The Volvo S90 is an executive sedan manufactured and marketed by Swedish automaker Volvo Cars since 2016. Its estate variant is called the Volvo V90.

Models 
For the model year of 2017 (the first model year), a short and long wheelbase sedan as well as an estate model were made available. For 2017, the short wheelbase model was sold in North America and Europe, while the long wheelbase model was primarily sold in China. Volvo has hinted at possible coupe variants, but not until at least 2020 as the Polestar 1.

S90 
Before its reveal, the first official pictures of the S90 were shown on Wednesday, 2 December 2015. The S90 was unveiled to the public in January 2016, at the North American International Auto Show in Detroit, Michigan. The S90's design was well received, winning the Production Car Design of the Year award for 2015.
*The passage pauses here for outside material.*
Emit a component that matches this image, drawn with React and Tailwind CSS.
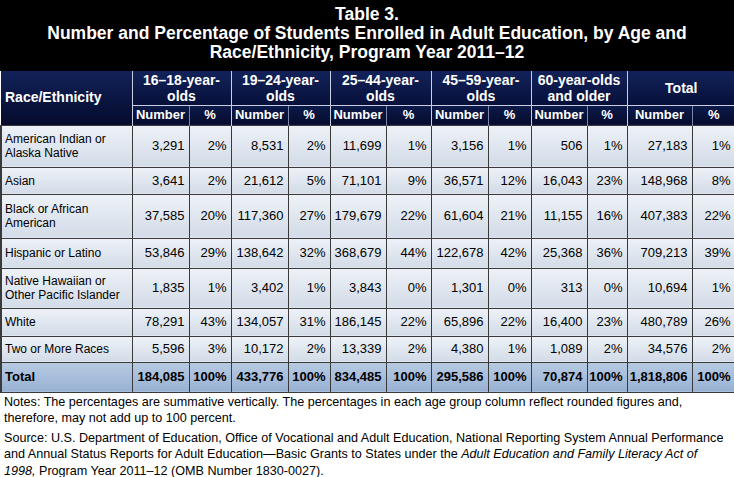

While not a direct successor to the second-generation S80, the S90 replaces it as the flagship sedan in Volvo's lineup. Several trim levels are available, ranging from Momentum to Inscription. In July 2016, an optional, cosmetic R-Design package was announced. A long wheelbase version was announced and is available in the United States.

For the 2022 model year in the United Kingdom, the range was limited to the S90 Recharge, a mild-hybrid sedan. The S90 Recharge was limited to Plus and Ultimate trim levels with the T8 AWD mild-hybrid engine, a 2.0-litre  4-cylinder available with all-wheel-drive only.

S90L 
For the model year of 2017, a special stretched version of the S90 was made in China, primarily for that market. It is stretched by  behind the B pillar. This initial Chinese variant was not badged as "S90L". For the model year of 2018, this long wheelbase S90 was introduced in the United States and Europe (the short wheelbase S90 was then discontinued in the United States, but not in Europe). 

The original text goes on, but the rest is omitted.